- _BRIEF_
Copy out the whole listing exactly as written, leaving the pictures behind.
+ + + + +
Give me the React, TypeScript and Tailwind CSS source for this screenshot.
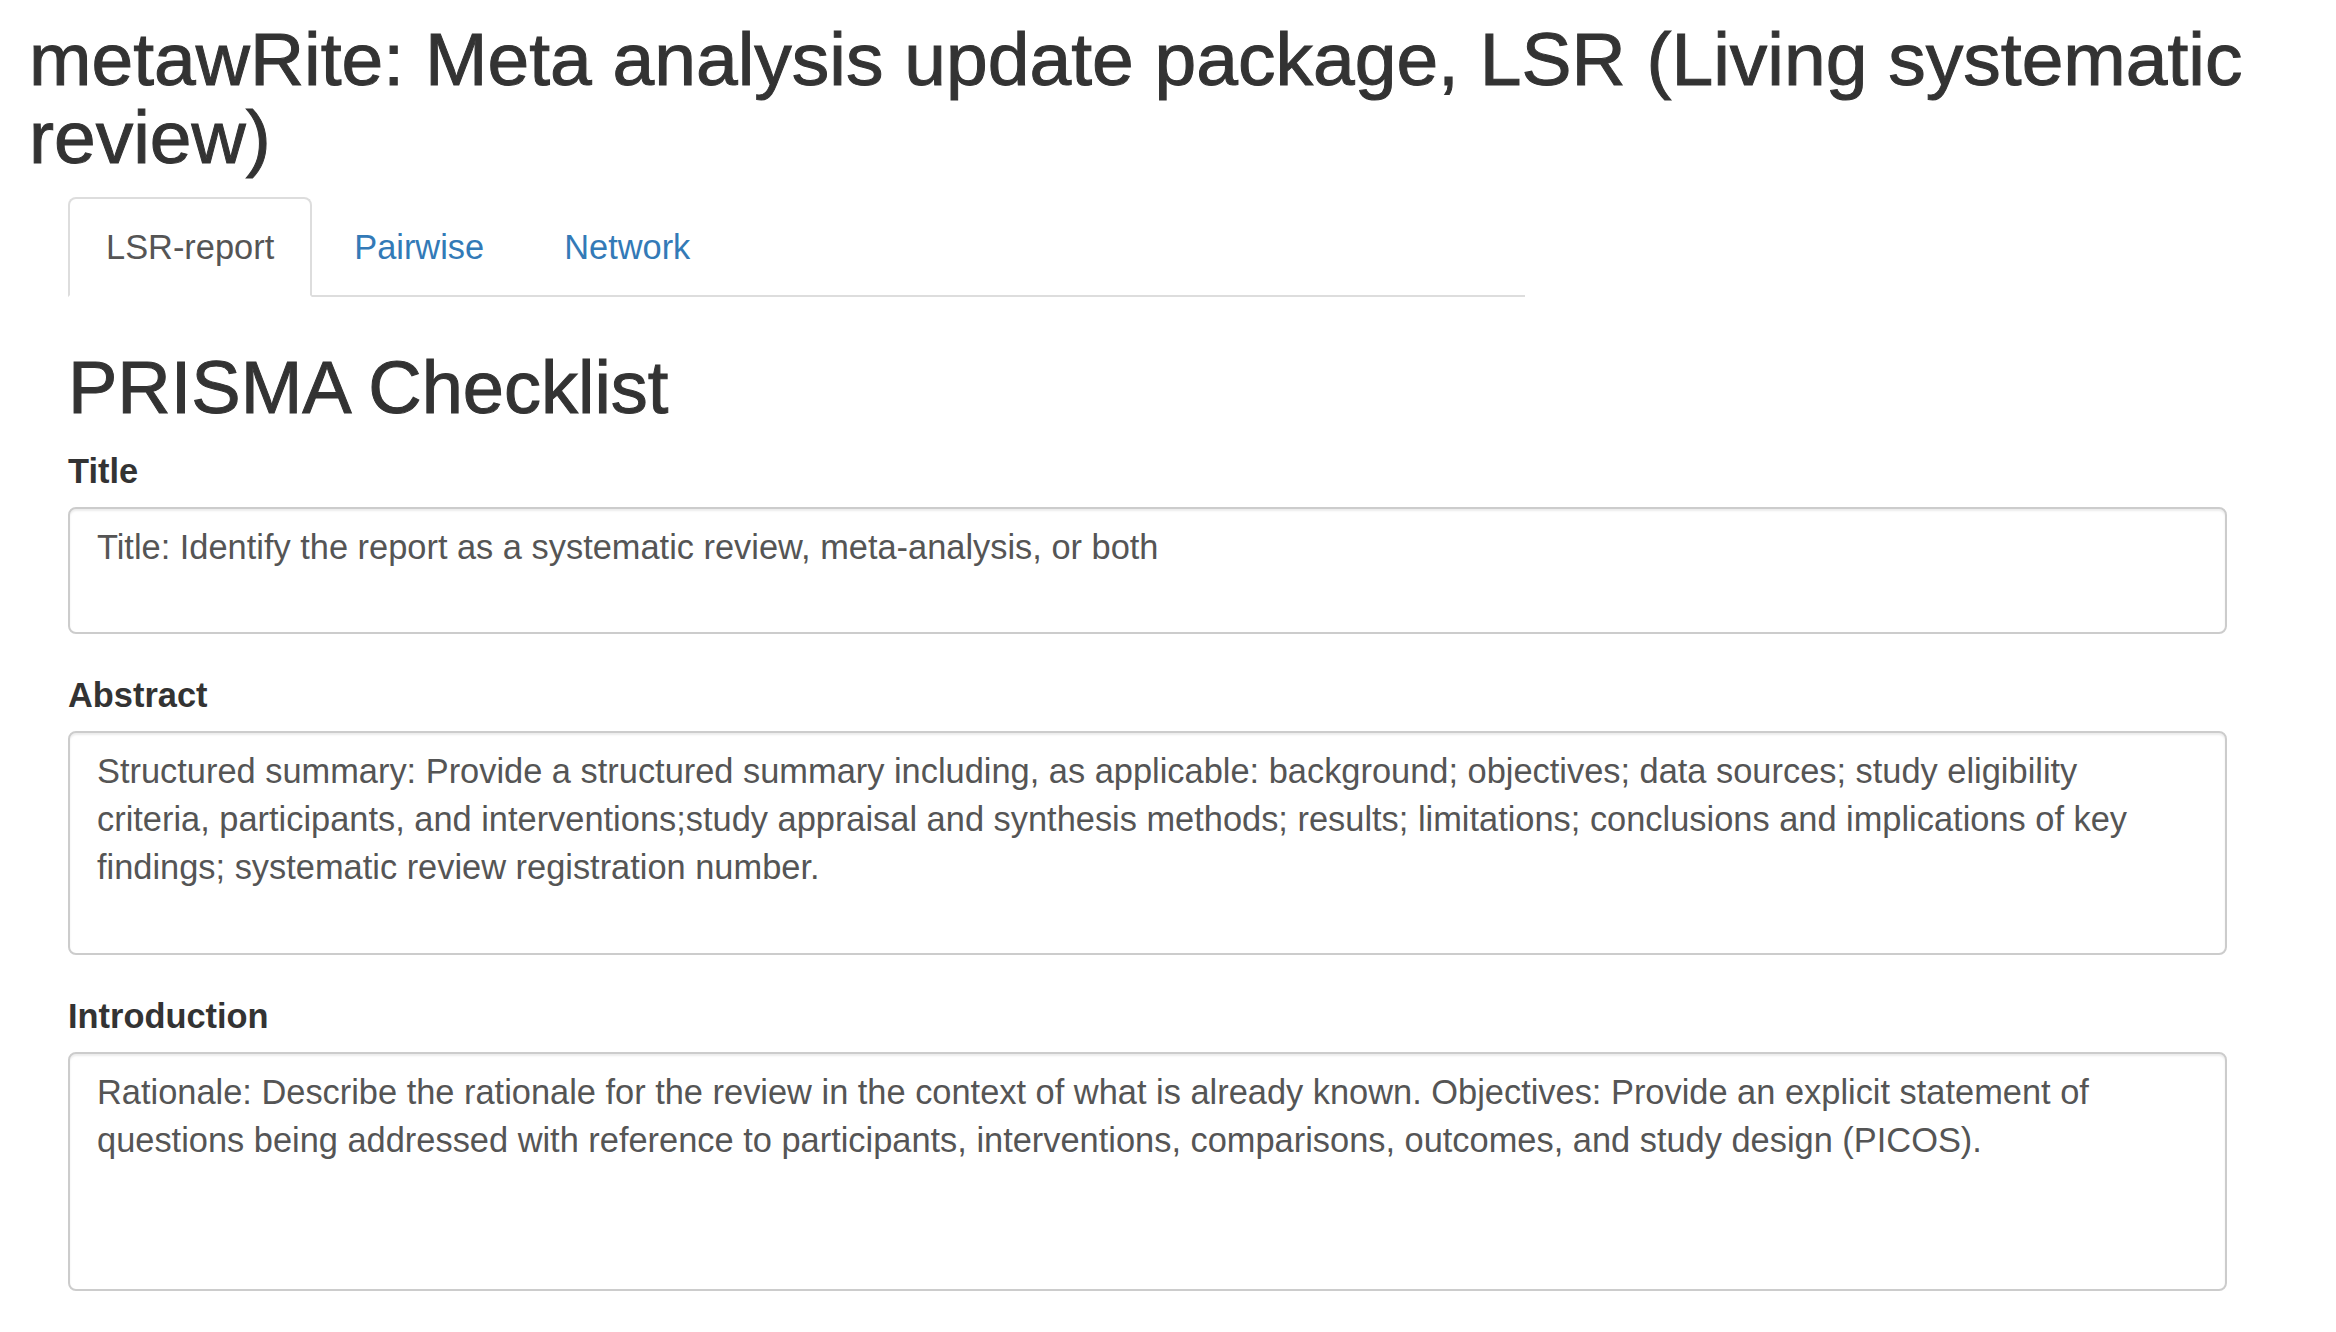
import React from "react";

interface Section {
    label: string;
    boxClass: string;
    lines: string[];
}

const sections: Section[] = [
    {
        label: "Title",
        boxClass: "h-[127px]",
        lines: ["Title: Identify the report as a systematic review, meta-analysis, or both"],
    },
    {
        label: "Abstract",
        boxClass: "h-[224px]",
        lines: [
            "Structured summary: Provide a structured summary including, as applicable: background; objectives; data sources; study eligibility",
            "criteria, participants, and interventions;study appraisal and synthesis methods; results; limitations; conclusions and implications of key",
            "findings; systematic review registration number.",
        ],
    },
    {
        label: "Introduction",
        boxClass: "h-[239px]",
        lines: [
            "Rationale: Describe the rationale for the review in the context of what is already known. Objectives: Provide an explicit statement of",
            "questions being addressed with reference to participants, interventions, comparisons, outcomes, and study design (PICOS).",
        ],
    },
];

const tabs = ["LSR-report", "Pairwise", "Network"];

const App: React.FC = () => {
    return (
        <div className="min-h-screen bg-white px-[29px] font-['Liberation_Sans',Arial,sans-serif] text-[#333]">
            <h1 className="pt-[20px] text-[75px] leading-[78px] font-normal [-webkit-text-stroke:1px_#333]">
                metawRite: Meta analysis update package, LSR (Living systematic review)
            </h1>

            <div className="ml-[39px]">
                {/* tab strip */}
                <div className="mt-[21px] flex w-[1457px] border-b-2 border-[#ddd]">
                    {tabs.map((t, i) =>
                        i === 0 ? (
                            <div
                                key={t}
                                className="-mb-[2px] mr-[4px] rounded-t-[8px] border-2 border-[#ddd] border-b-white bg-white px-[36px] py-[24px] text-[34.4px] leading-[48px] text-[#555]"
                            >
                                {t}
                            </div>
                        ) : (
                            <div
                                key={t}
                                className="-mb-[2px] mr-[4px] rounded-t-[8px] border-2 border-transparent px-[36px] py-[24px] text-[34.4px] leading-[48px] text-[#337ab7]"
                            >
                                {t}
                            </div>
                        )
                    )}
                </div>

                <div className="w-[2159px]">
                    <h2 className="mt-[50px] mb-[19px] text-[74px] leading-[81px] font-normal [-webkit-text-stroke:1px_#333]">
                        PRISMA Checklist
                    </h2>

                    {sections.map(s => (
                        <div key={s.label} className="mb-[37px]">
                            <label className="mb-[12px] block text-[34.4px] leading-[48px] font-bold text-[#333]">
                                {s.label}
                            </label>
                            <div
                                className={
                                    "rounded-[8px] border-2 border-[#ccc] bg-white px-[27px] py-[14px] text-[34.4px] leading-[48px] text-[#555] shadow-[inset_0_2px_2px_rgba(0,0,0,0.075)] " +
                                    s.boxClass
                                }
                            >
                                {s.lines.map((l, j) => (
                                    <div key={j} className="whitespace-nowrap">
                                        {l}
                                    </div>
                                ))}
                            </div>
                        </div>
                    ))}
                </div>
            </div>
        </div>
    );
};

export default App;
+ + + + +
- _PROBLEM SOLUTION_
Give me the React, TypeScript and Tailwind CSS source for this screenshot.
import React from "react";

interface Section {
    label: string;
    boxClass: string;
    lines: string[];
}

const sections: Section[] = [
    {
        label: "Title",
        boxClass: "h-[127px]",
        lines: ["Title: Identify the report as a systematic review, meta-analysis, or both"],
    },
    {
        label: "Abstract",
        boxClass: "h-[224px]",
        lines: [
            "Structured summary: Provide a structured summary including, as applicable: background; objectives; data sources; study eligibility",
            "criteria, participants, and interventions;study appraisal and synthesis methods; results; limitations; conclusions and implications of key",
            "findings; systematic review registration number.",
        ],
    },
    {
        label: "Introduction",
        boxClass: "h-[239px]",
        lines: [
            "Rationale: Describe the rationale for the review in the context of what is already known. Objectives: Provide an explicit statement of",
            "questions being addressed with reference to participants, interventions, comparisons, outcomes, and study design (PICOS).",
        ],
    },
];

const tabs = ["LSR-report", "Pairwise", "Network"];

const App: React.FC = () => {
    return (
        <div className="min-h-screen bg-white px-[29px] font-['Liberation_Sans',Arial,sans-serif] text-[#333]">
            <h1 className="pt-[20px] text-[75px] leading-[78px] font-normal [-webkit-text-stroke:1px_#333]">
                metawRite: Meta analysis update package, LSR (Living systematic review)
            </h1>

            <div className="ml-[39px]">
                {/* tab strip */}
                <div className="mt-[21px] flex w-[1457px] border-b-2 border-[#ddd]">
                    {tabs.map((t, i) =>
                        i === 0 ? (
                            <div
                                key={t}
                                className="-mb-[2px] mr-[4px] rounded-t-[8px] border-2 border-[#ddd] border-b-white bg-white px-[36px] py-[24px] text-[34.4px] leading-[48px] text-[#555]"
                            >
                                {t}
                            </div>
                        ) : (
                            <div
                                key={t}
                                className="-mb-[2px] mr-[4px] rounded-t-[8px] border-2 border-transparent px-[36px] py-[24px] text-[34.4px] leading-[48px] text-[#337ab7]"
                            >
                                {t}
                            </div>
                        )
                    )}
                </div>

                <div className="w-[2159px]">
                    <h2 className="mt-[50px] mb-[19px] text-[74px] leading-[81px] font-normal [-webkit-text-stroke:1px_#333]">
                        PRISMA Checklist
                    </h2>

                    {sections.map(s => (
                        <div key={s.label} className="mb-[37px]">
                            <label className="mb-[12px] block text-[34.4px] leading-[48px] font-bold text-[#333]">
                                {s.label}
                            </label>
                            <div
                                className={
                                    "rounded-[8px] border-2 border-[#ccc] bg-white px-[27px] py-[14px] text-[34.4px] leading-[48px] text-[#555] shadow-[inset_0_2px_2px_rgba(0,0,0,0.075)] " +
                                    s.boxClass
                                }
                            >
                                {s.lines.map((l, j) => (
                                    <div key={j} className="whitespace-nowrap">
                                        {l}
                                    </div>
                                ))}
                            </div>
                        </div>
                    ))}
                </div>
            </div>
        </div>
    );
};

export default App;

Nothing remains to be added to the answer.